Friday, June 17, 2011
Rand Paul's Pro Choice Agenda
Choice is fundamental in a free society, however, this most basic civil right is constant prey for special interests and power hungry politicians. This radio broadcast from AgriTalk with NCBA president Steve Foglesong pretty well sums up many of the major issues in agriculture and economic policy for that restrict our personal freedoms. As he says, GIPSA (new proposed rules) is another example of excessive government overreach, among other things including the takeover of the financial industry, the auto industry, as well as proposed regulations on dust and greenhouse gases, not to mention proposed tax increases on thousands of family farms and ranches (marginal tax rates are still set to increase in 2011). Add to that the attempt in the courts to ban sustainable choices in alfalfa and sugar beat (biotech) production earlier this year and coming legislation that will limit choices related to sustainable livestock production via pharmaceutical technologies.
Now, even more imperious, some in the department of transportation are investigating whether producers and farm workers should be required to have CDL (commercial drivers licenses) licenses to transport agricultural products or operate farm equipment. The basis is on another flawed interpretation of the commerce clause. This is ridiculous, what about kids and teenage employment? Labor and compliance costs would skyrocket. ITS NOT ABOUT SAFETY!!! Of course accidents happen, but the role of licensing in an economy in general is about power and control as opposed to virtue. The flawed assumption or justification is that licensing will make drivers safer or more responsible. I have a feeling that there are special interests behind this that could care less about your safety or civil right to choose.
As Steve Foglesong implied, this has to stop somewhere. We saw what happened to the financial and auto industry as a result of excessive intervention (via the social planning of money and interest) and obsessive attempts to micromanage our choices in housing and automobiles (via CAFE standards). (contrary to the misinformed opinion that it was lack of planning and regulation that caused the financial crisis). Do we really want to be bailing out the agriculture industry in a few years? While some may claim ag has a revolving bailout program in subsidies, we are currently spending less than 1/2 of 1 percent of the federal budget on farm programs. Continuing to micromanage our food and fiber system to the point of collapse would entail a lot larger sum (recall agriculture is a huge part of GDP and is responsible for about 1 in 6 jobs in the U.S.- in the end do we really want to be bailing out Wal-Mart or McDonalds?)

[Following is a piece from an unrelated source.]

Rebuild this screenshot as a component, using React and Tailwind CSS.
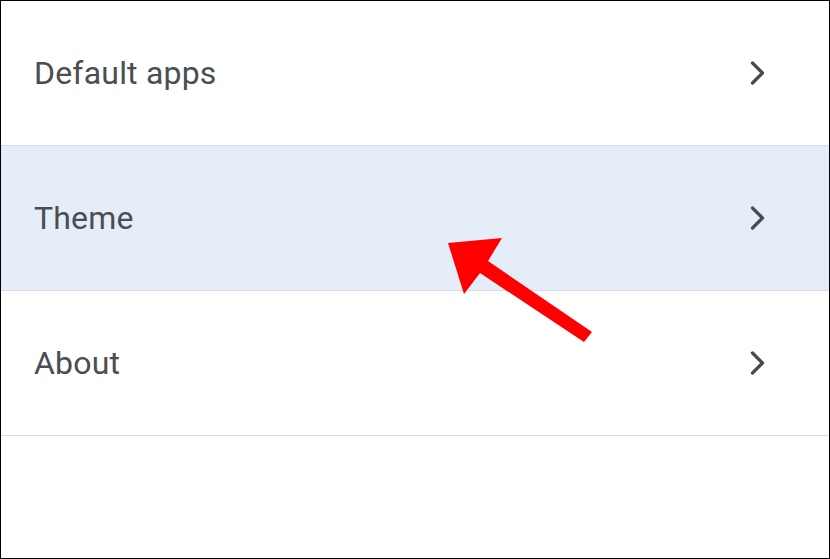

Luckily, some in the senate are taking a stand against this affront on our personal freedoms and liberties. Particularly in the video, Senator Rand Paul from Kentucky has taken on the energy department's out of control mircomanaging of the simplest aspects of our daily lives
What's obvious is the emoting comeback we get from the energy department, vs. Senator Paul's cutting analytic approach based on fundamental economic principles. (see also The Misery of 1.6 Gallons and Ch. 3 and17 in Robert Murphy's Lessons for the Young Economist) We need more critical and analytical thinking like this in DC. The obvious flaw in the energy department's defense of limiting our choices in light bulbs or toilets is that 'consumers wouldn't make environmentally responsible choices without these restrictions.' Is that true in every case? Look again at agriculture. Noone is forcing producers to use green bio tech and pharmaceutical technologies in animal production, but farmers have adopted them hand over fist and nearly everything we find on the shelf (save the limited numbers of GMO free and organic products) is a biotech related product. The resulting improvements in biodiversity, reductions in toxic chemical use, and particularly greenhouse gas and water use reductions from these choices dwarf the impacts of light bulbs and toilets. Spontaneous order.